In life, we tend to expect transitivity. In other words: if A > B, and B > C, then A > C.
A jackal is heavier than a cobra. A cobra is heavier than a mongoose. So a jackal had better outweigh a mongoose, or else some weight-conscious animal has been editing brazen lies onto Wikipedia.
But weight is simple. A single measurement. Complex traits—like, say, fighting ability—can’t be so easily summarized. You’ve got to consider speed, strength, strategy, tooth sharpness, poison resistance, endorsement deals… with so many interacting factors, transitivity fails. In this case, a mongoose can defeat a cobra, which can defeat a jackal, which can defeat a mongoose.
You find a similar dynamic in another facet of everyday life. That’s right: the mating strategies of the male side-blotched lizard.
Some males (“monogamists”) stick close to a single mate. But they’re outcompeted by another kind (“aggressors”) who conquer a large territory, building a harem of many mates. Aggressors, too, have a weakness: a third kind of male (“sneakers”) who wait until the aggressor is away, then get busy with his unprotected mates. Yet the sneaker, in turn, cannot succeed against the watchful monogamist. Aggressor conquers Monogamist, who defends against Sneaker, who gets the better of Aggressor.
Next time someone proposes a game of Rock, Paper, Scissors, I urge you to counter-propose with a game of Lizard, Lizard, Lizard.
Political scientists boast their own version of non-transitivity: the Condorcet Paradox. In an election with multiple choices, it’s possible that the electorate will prefer Taft to Wilson, Wilson to Roosevelt, and Roosevelt to Taft. More than just another great a Rocks, Paper, Scissors replacement, this is a vexing challenge for political theorists. It means that seemingly innocent changes to the structure of an election may have dramatic effects on its outcome.
Indulge me one more example, a favorite of mathematicians. You place three special dice on the table for inspection, and allow your opponent to pick whichever one they want. You then pick one of the remaining two. Both dice are rolled, and the highest number wins.
The trick? Their strength is non-transitive. A usually beats B, which usually beats C, which usually beats A.
Whoever picks their die second can always seize the advantage.
As we’ve seen, transitivity holds in the simplest cases (6 > 5, and 5 > 4, so 6 > 4) but wilts under the breath of complexity. I’m afraid to report that real life is rather complex. Every decision we make could lead to a dizzying array of outcomes: some good, some bad, some likely, some not, and all of them contingent on forces beyond our control.

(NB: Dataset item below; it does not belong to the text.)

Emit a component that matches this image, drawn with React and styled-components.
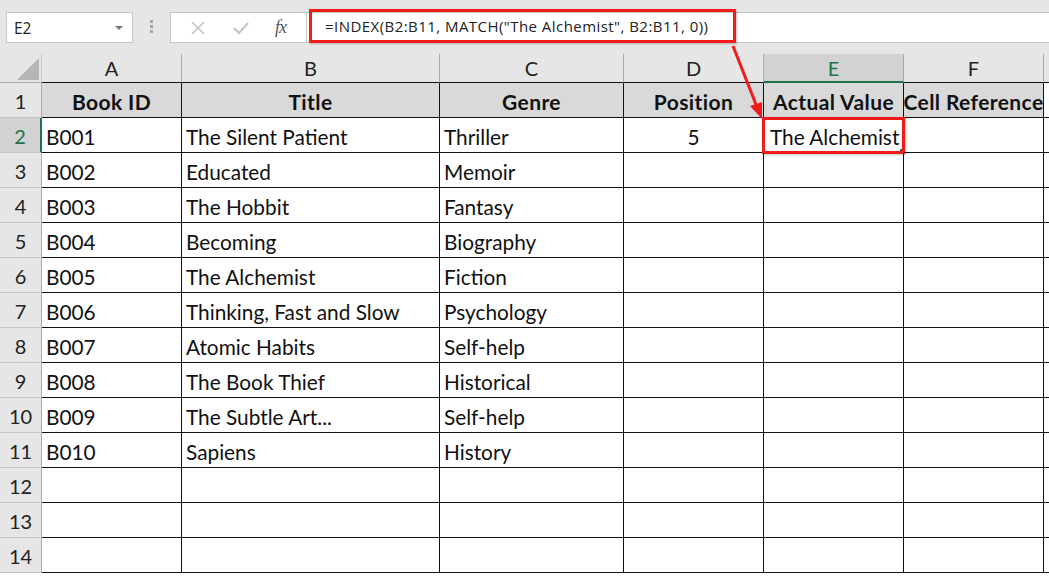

In one psychology study, students were asked to choose between pairs of fictional job applicants. Their preferences formed a non-transitive loop: A beat B, who beat C, who beat D, who beat E, who beat A. “I must have made a mistake somewhere,” one student fretted, when shown the non-transitivity of his choices. He hadn’t.
It’s just that transitivity is simple, and making decisions under uncertainty is not.
These thoughts circle my head any time I’m asked to rank anything. Sure, our world permits occasional clarity. The best gymnast is Simone Biles. The best Billy Joel album is “The Stranger.” The best squash to eat—not to mention to pronounce—is “butternut.”
But usually it’s not so simple. What’s your favorite Le Croix flavor? Who is the strongest student in your class? What writer has inspired and/or depressed you most? In such cases, there may be no right answer, just a non-transitive mess.